Line by line, repeat the data below exactly, beginning at the first line and ending at the line with "type Seg = [string, string];". Omit pictures.
....................
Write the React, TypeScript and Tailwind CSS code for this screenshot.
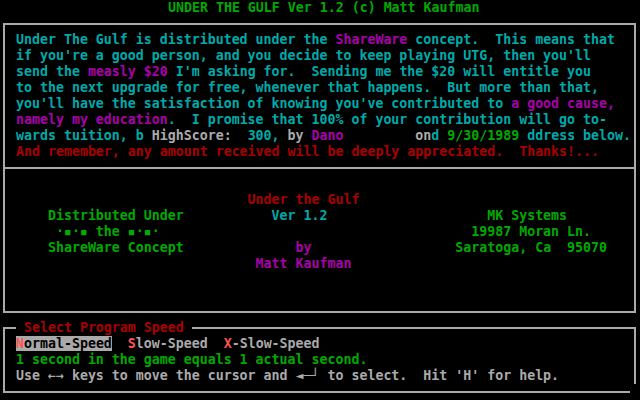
type Seg = [string, string];

const C = {
  cy: "text-[#00aaaa]",
  mg: "text-[#aa00aa]",
  rd: "text-[#aa0000]",
  gr: "text-[#00aa00]",
  gy: "text-[#aaaaaa]",
  hi: "text-[#ff5555]",
  bk: "text-black",
};

function Line({ segs }: { segs: Seg[] }) {
  return (
    <div className="h-4 leading-4 whitespace-pre">
      {segs.map(([c, t], i) => (
        <span key={i} className={c}>
          {t}
        </span>
      ))}
    </div>
  );
}

const notice: Seg[][] = [
  [
    [C.cy, "Under The Gulf is distributed under the "],
    [C.mg, "ShareWare"],
    [C.cy, " concept.  This means that"],
  ],
  [[C.cy, "if you're a good person, and you decide to keep playing UTG, then you'll"]],
  [
    [C.cy, "send the "],
    [C.mg, "measly $20"],
    [C.cy, " I'm asking for.  Sending me the $20 will entitle you"],
  ],
  [[C.cy, "to the next upgrade for free, whenever that happens.  But more than that,"]],
  [
    [C.cy, "you'll have the satisfaction of knowing you've contributed to "],
    [C.mg, "a good cause,"],
  ],
  [
    [C.mg, "namely my education"],
    [C.cy, ".  I promise that 100% of your contribution will go to-"],
  ],
  [
    [C.cy, "wards tuition, b"],
    [C.gy, " HighScore:  "],
    [C.cy, "300,"],
    [C.gy, " by "],
    [C.mg, "Dano"],
    [C.gy, "         on"],
    [C.cy, "d "],
    [C.gr, "9/30/1989"],
    [C.cy, " ddress below."],
  ],
  [[C.rd, "And remember, any amount received will be deeply appreciated.  Thanks!..."]],
];

const credits: Seg[][] = [
  [[C.rd, " ".repeat(29) + "Under the Gulf"]],
  [
    [C.gr, "    Distributed Under"],
    [C.cy, " ".repeat(11) + "Ver 1.2"],
    [C.gr, " ".repeat(20) + "MK Systems"],
  ],
  [
    [C.gr, "     ·▪·▪ the ▪·▪·"],
    [C.gr, " ".repeat(39) + "19987 Moran Ln."],
  ],
  [
    [C.gr, "    ShareWare Concept"],
    [C.mg, " ".repeat(14) + "by"],
    [C.gr, " ".repeat(18) + "Saratoga, Ca  95070"],
  ],
  [[C.mg, " ".repeat(30) + "Matt Kaufman"]],
];

export default function App() {
  return (
    <div
      className="w-[640px] h-[400px] bg-black overflow-hidden text-[13.28px] font-bold"
      style={{ fontFamily: '"DejaVu Sans Mono", "Liberation Mono", monospace' }}
    >
      {/* title */}
      <div className="h-4 leading-4 whitespace-pre pl-[168px] text-[#00aa00]">
        UNDER THE GULF Ver 1.2 (c) Matt Kaufman
      </div>

      {/* shareware notice + credits */}
      <div className="mt-[7px] ml-[3px] w-[633px] border-2 border-[#aaaaaa]">
        <div className="pt-[7px] pb-[7px] pl-[11px]">
          {notice.map((segs, i) => (
            <Line key={i} segs={segs} />
          ))}
        </div>
        <div className="h-[2px] bg-[#aaaaaa]" />
        <div className="pt-[23px] pb-[39px] pl-[11px]">
          {credits.map((segs, i) => (
            <Line key={i} segs={segs} />
          ))}
        </div>
      </div>

      {/* speed select */}
      <div className="relative mt-[14px] ml-[3px] w-[633px] border-2 border-[#aaaaaa] pt-[7px] pb-[7px] pl-[11px]">
        <span className="absolute left-[11px] -top-[9px] h-4 leading-4 whitespace-pre bg-black text-[#aa0000]">
          {" Select Program Speed "}
        </span>
        <div className="h-4 leading-4 whitespace-pre">
          <span className="bg-[#aaaaaa]">
            <span className={C.hi}>N</span>
            <span className={C.bk}>ormal-Speed</span>
          </span>
          <span className={C.hi}>{"  S"}</span>
          <span className={C.gy}>low-Speed</span>
          <span className={C.hi}>{"  X"}</span>
          <span className={C.gy}>-Slow-Speed</span>
        </div>
        <Line segs={[[C.gr, "1 second in the game equals 1 actual second."]]} />
        <Line
          segs={[[C.gy, "Use ←→ keys to move the cursor and ◄─┘ to select.  Hit 'H' for help."]]}
        />
        <div className="absolute -right-[2px] -bottom-[2px] w-[6px] h-[9px] bg-black" />
      </div>
    </div>
  );
}
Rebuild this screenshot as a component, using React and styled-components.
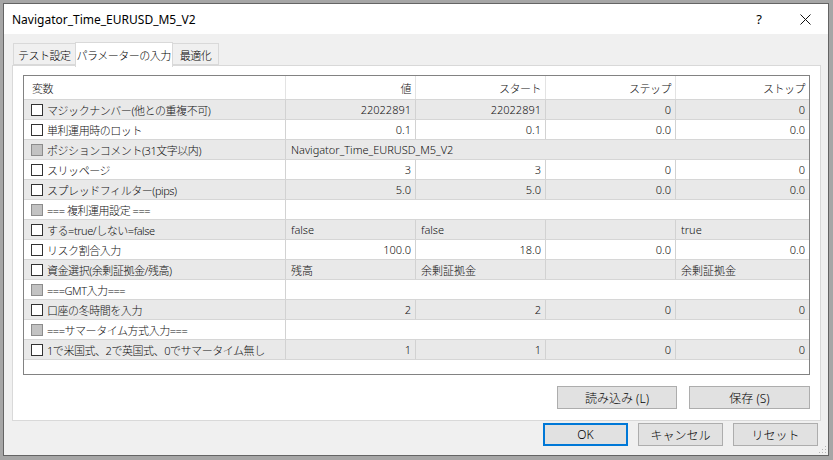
import React from 'react';
import styled, { createGlobalStyle } from 'styled-components';

const Global = createGlobalStyle`
  html, body {
    margin: 0;
    padding: 0;
    background: #a6a6a6;
  }
  body {
    padding: 3px 4px 4px 3px;
    font-family: "Noto Sans", "Noto Sans CJK JP", sans-serif;
    font-size: 12px;
    color: #000;
  }
`;

const Window = styled.div`
  position: relative;
  width: 826px;
  height: 453px;
  box-sizing: border-box;
  border: 1px solid #646464;
  background: #f0f0f0;
  display: flex;
  flex-direction: column;
`;

const TitleBar = styled.div`
  height: 30px;
  background: #fff;
  display: flex;
  align-items: center;
  padding-left: 8px;
`;

const Title = styled.div`
  flex: 1;
  font-size: 12px;
`;

const TitleButton = styled.div`
  width: 46px;
  height: 30px;
  display: flex;
  align-items: center;
  justify-content: center;
  font-size: 13px;
`;

const Body = styled.div`
  flex: 1;
  display: flex;
  flex-direction: column;
  padding: 8px 7px 10px 8px;
`;

const Tabs = styled.div`
  display: flex;
  align-items: flex-end;
  height: 23px;
  padding-left: 1px;
  position: relative;
  z-index: 1;
`;

const Tab = styled.div`
  box-sizing: border-box;
  height: ${p => (p.$active ? '25px' : '22px')};
  margin-bottom: ${p => (p.$active ? '-2px' : '0')};
  padding: 0 ${p => p.$pad}px;
  border: 1px solid #d9d9d9;
  border-bottom: ${p => (p.$active ? 'none' : '1px solid #d9d9d9')};
  margin-left: ${p => (p.$first ? '0' : '-1px')};
  background: ${p => (p.$active ? '#fff' : '#f0f0f0')};
  display: flex;
  align-items: center;
  padding-top: ${p => (p.$active ? '0' : '1px')};
  font-family: "Noto Sans CJK JP", sans-serif;
  font-weight: 300;
  font-size: 11px;
  letter-spacing: -0.5px;
  white-space: nowrap;
`;

const Panel = styled.div`
  box-sizing: border-box;
  height: 356px;
  background: #fff;
  border: 1px solid #d9d9d9;
  padding: 9px 10px 11px 10px;
  display: flex;
  flex-direction: column;
`;

const Grid = styled.div`
  box-sizing: border-box;
  height: 300px;
  border: 1px solid #828282;
  background: #fff;
`;

const Row = styled.div`
  display: grid;
  grid-template-columns: 262px 130px 130px 130px 1fr;
  height: ${p => (p.$head ? '24px' : '20px')};
  box-sizing: border-box;
  border-bottom: 1px solid #d6d6d6;
  background: ${p => (p.$shade ? '#e9e9e9' : '#fff')};
`;

const Cell = styled.div`
  box-sizing: border-box;
  display: flex;
  align-items: center;
  justify-content: ${p => (p.$right ? 'flex-end' : 'flex-start')};
  padding: 0 4px 0 5px;
  border-right: ${p => (p.$last ? 'none' : `1px solid ${p.$head ? '#e3e3e3' : '#d2d2d2'}`)};
  grid-column: ${p => p.$span || 'auto'};
  white-space: nowrap;
  overflow: hidden;
  font-family: "Noto Sans", "Noto Sans CJK JP", sans-serif;
  font-weight: 300;
  font-size: 11px;
  color: #111;
`;

const NameCell = styled(Cell)`
  padding-left: 7px;
  gap: 3px;
  letter-spacing: -0.45px;
`;

const HeadCell = styled(Cell)`
  padding-left: ${p => (p.$right ? '5px' : '8px')};
  letter-spacing: -0.5px;
`;

const Check = styled.span`
  width: 12px;
  height: 12px;
  box-sizing: border-box;
  border: 1px solid ${p => (p.$disabled ? '#8c8c8c' : '#333')};
  background: ${p => (p.$disabled ? '#c2c2c2' : '#fff')};
  flex: none;
  margin-right: 1px;
`;

const PanelButtons = styled.div`
  margin-top: auto;
  display: flex;
  justify-content: flex-end;
  gap: 12px;
`;

const Button = styled.button`
  box-sizing: border-box;
  width: ${p => p.$w || 85}px;
  height: 23px;
  background: #e1e1e1;
  border: ${p => (p.$default ? '2px solid #0078d7' : '1px solid #adadad')};
  font-family: "Noto Sans", "Noto Sans CJK JP", sans-serif;
  font-weight: 300;
  font-size: 12px;
  color: #000;
  padding: 0;
  display: flex;
  align-items: center;
  justify-content: center;
`;

const Footer = styled.div`
  display: flex;
  justify-content: flex-end;
  gap: 10px;
  margin-top: 2px;
  padding-right: 3px;
`;

const Grip = styled.svg`
  position: absolute;
  right: 1px;
  bottom: 1px;
`;

const rows = [
  { name: 'マジックナンバー(他との重複不可)', v: ['22022891', '22022891', '0', '0'] },
  { name: '単利運用時のロット', v: ['0.1', '0.1', '0.0', '0.0'] },
  { name: 'ポジションコメント(31文字以内)', span: 'Navigator_Time_EURUSD_M5_V2', disabled: true },
  { name: 'スリッページ', v: ['3', '3', '0', '0'] },
  { name: 'スプレッドフィルター(pips)', v: ['5.0', '5.0', '0.0', '0.0'] },
  { name: '=== 複利運用設定 ===', span: '', disabled: true },
  { name: 'する=true/しない=false', v: ['false', 'false', '', 'true'], text: true },
  { name: 'リスク割合入力', v: ['100.0', '18.0', '0.0', '0.0'] },
  { name: '資金選択(余剰証拠金/残高)', v: ['残高', '余剰証拠金', '', '余剰証拠金'], text: true },
  { name: '===GMT入力===', span: '', disabled: true },
  { name: '口座の冬時間を入力', v: ['2', '2', '0', '0'] },
  { name: '===サマータイム方式入力===', span: '', disabled: true },
  { name: '1で米国式、2で英国式、0でサマータイム無し', v: ['1', '1', '0', '0'] },
];

export default function App() {
  return (
    <>
      <Global />
      <Window>
        <TitleBar>
          <Title>Navigator_Time_EURUSD_M5_V2</Title>
          <TitleButton>?</TitleButton>
          <TitleButton>
            <svg width="11" height="11" viewBox="0 0 11 11">
              <path d="M0.5 0.5 L10.5 10.5 M10.5 0.5 L0.5 10.5" stroke="#111" strokeWidth="1" fill="none" />
            </svg>
          </TitleButton>
        </TitleBar>
        <Body>
          <Tabs>
            <Tab $first $pad={4}>テスト設定</Tab>
            <Tab $active $pad={1}>パラメーターの入力</Tab>
            <Tab $pad={7}>最適化</Tab>
          </Tabs>
          <Panel>
            <Grid>
              <Row $head>
                <HeadCell $head>変数</HeadCell>
                <HeadCell $head $right>値</HeadCell>
                <HeadCell $head $right>スタート</HeadCell>
                <HeadCell $head $right>ステップ</HeadCell>
                <HeadCell $head $right $last>ストップ</HeadCell>
              </Row>
              {rows.map((r, i) => (
                <Row key={i} $shade={i % 2 === 0}>
                  <NameCell>
                    <Check $disabled={r.disabled} />
                    {r.name}
                  </NameCell>
                  {r.v ? (
                    r.v.map((x, j) => (
                      <Cell key={j} $right={!r.text} $last={j === 3}>{x}</Cell>
                    ))
                  ) : (
                    <Cell $span="2 / 6" $last>{r.span}</Cell>
                  )}
                </Row>
              ))}
            </Grid>
            <PanelButtons>
              <Button $w={120}>読み込み (L)</Button>
              <Button $w={121}>保存 (S)</Button>
            </PanelButtons>
          </Panel>
          <Footer>
            <Button $default>OK</Button>
            <Button>キャンセル</Button>
            <Button>リセット</Button>
          </Footer>
        </Body>
        <Grip width="8" height="8" viewBox="0 0 8 8">
          <rect x="6" y="0" width="1" height="1" fill="#b5b5b5" />
          <rect x="3" y="3" width="1" height="1" fill="#b5b5b5" />
          <rect x="6" y="3" width="1" height="1" fill="#b5b5b5" />
          <rect x="0" y="6" width="1" height="1" fill="#b5b5b5" />
          <rect x="3" y="6" width="1" height="1" fill="#b5b5b5" />
          <rect x="6" y="6" width="1" height="1" fill="#b5b5b5" />
        </Grip>
      </Window>
    </>
  );
}
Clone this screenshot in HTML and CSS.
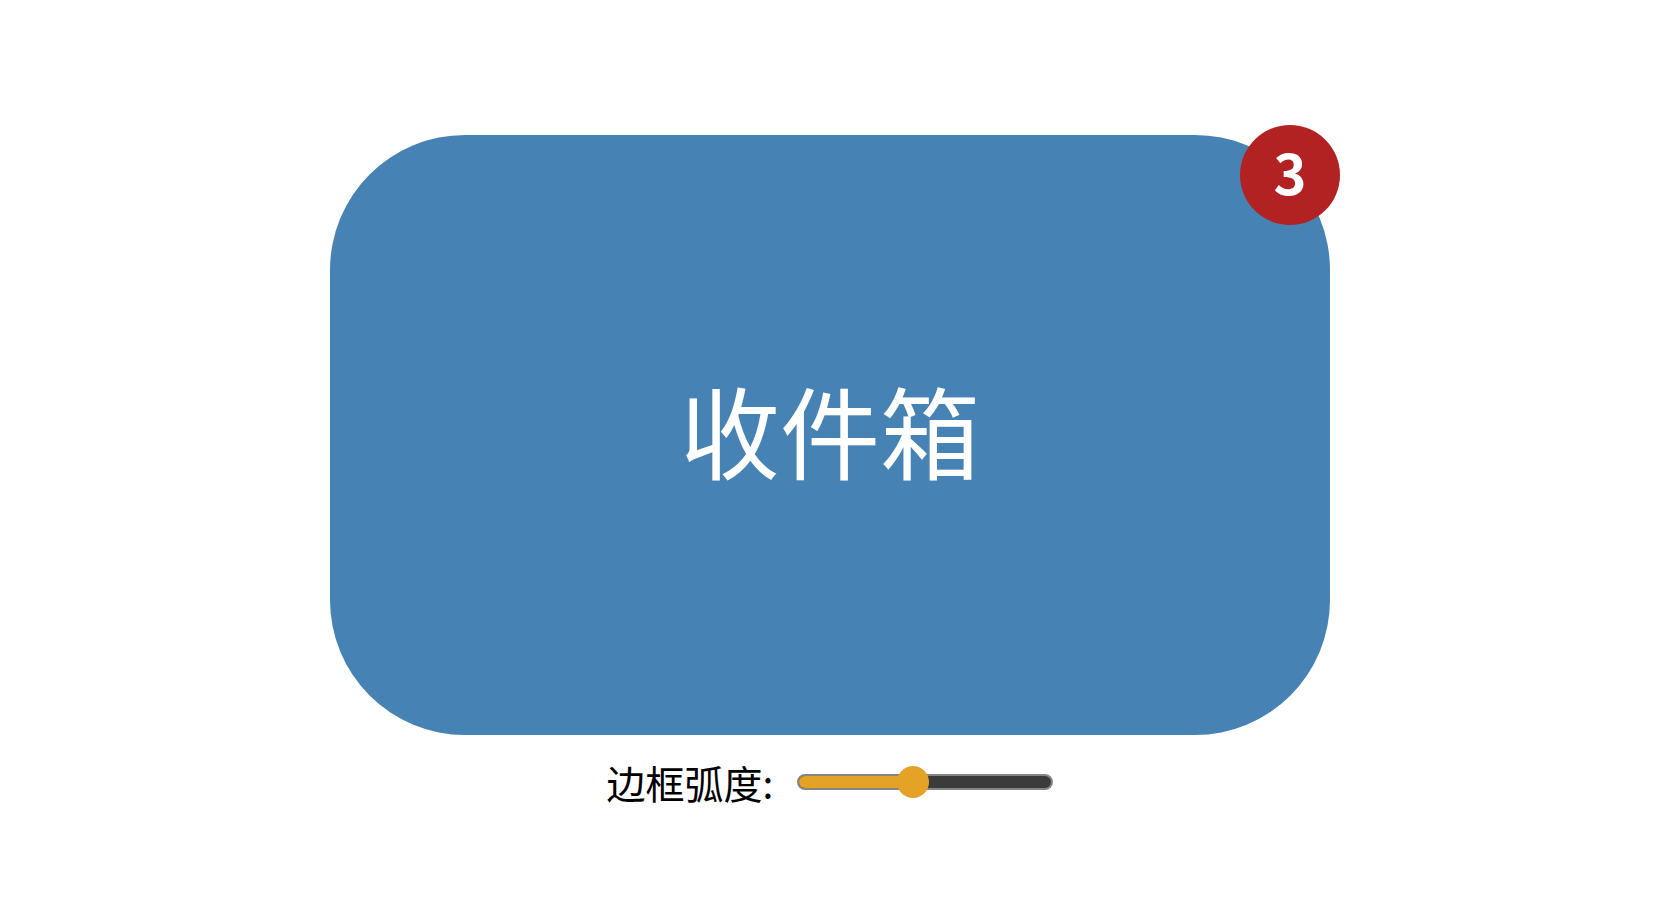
FILE: index.html
```html
<!DOCTYPE html>
<html lang="zh">
<head>
<meta charset="utf-8">
<title>收件箱</title>
<link rel="stylesheet" href="styles.css">
</head>
<body>
<main class="page">
  <div class="inbox">
    <span class="inbox-title">收件箱</span>
    <span class="badge">3</span>
  </div>
  <div class="controls">
    <label class="controls-label">边框弧度:</label>
    <div class="slider">
      <div class="slider-track">
        <div class="slider-fill" style="width: 45%"></div>
      </div>
      <div class="slider-thumb" style="left: 45%"></div>
    </div>
  </div>
</main>
</body>
</html>
```

FILE: styles.css
```css
html, body {
  margin: 0;
  padding: 0;
  background: #ffffff;
}
body {
  font-family: "Noto Sans CJK SC", "Noto Sans", sans-serif;
  width: 1660px;
  height: 898px;
  overflow: hidden;
}
.page {
  display: flex;
  flex-direction: column;
  align-items: center;
  padding-top: 135px;
}
.inbox {
  position: relative;
  width: 1000px;
  height: 600px;
  background: #4682b4;
  border-radius: 135px;
  display: flex;
  align-items: center;
  justify-content: center;
}
.inbox-title {
  color: #ffffff;
  font-size: 100px;
  line-height: 1;
  padding-bottom: 12px;
}
.badge {
  position: absolute;
  top: -10px;
  right: -10px;
  width: 100px;
  height: 100px;
  border-radius: 50%;
  background: #b22222;
  color: #ffffff;
  font-weight: 700;
  font-size: 56px;
  line-height: 92px;
  text-align: center;
}
.controls {
  display: flex;
  align-items: center;
  gap: 24px;
  margin-top: 19px;
}
.controls-label {
  font-size: 39px;
  color: #000000;
}
.slider {
  position: relative;
  width: 256px;
  height: 32px;
  display: flex;
  align-items: center;
}
.slider-track {
  width: 100%;
  height: 16px;
  box-sizing: border-box;
  border: 2px solid #858585;
  border-radius: 8px;
  background: #3b3b3b;
  overflow: hidden;
}
.slider-fill {
  height: 100%;
  background: #e4a227;
}
.slider-thumb {
  position: absolute;
  top: 0;
  width: 32px;
  height: 32px;
  border-radius: 50%;
  background: #e4a227;
  transform: translateX(-50%);
}
```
....................
(Solution)
Write the React, TypeScript and Tailwind CSS code for this screenshot.
type Seg = [string, string];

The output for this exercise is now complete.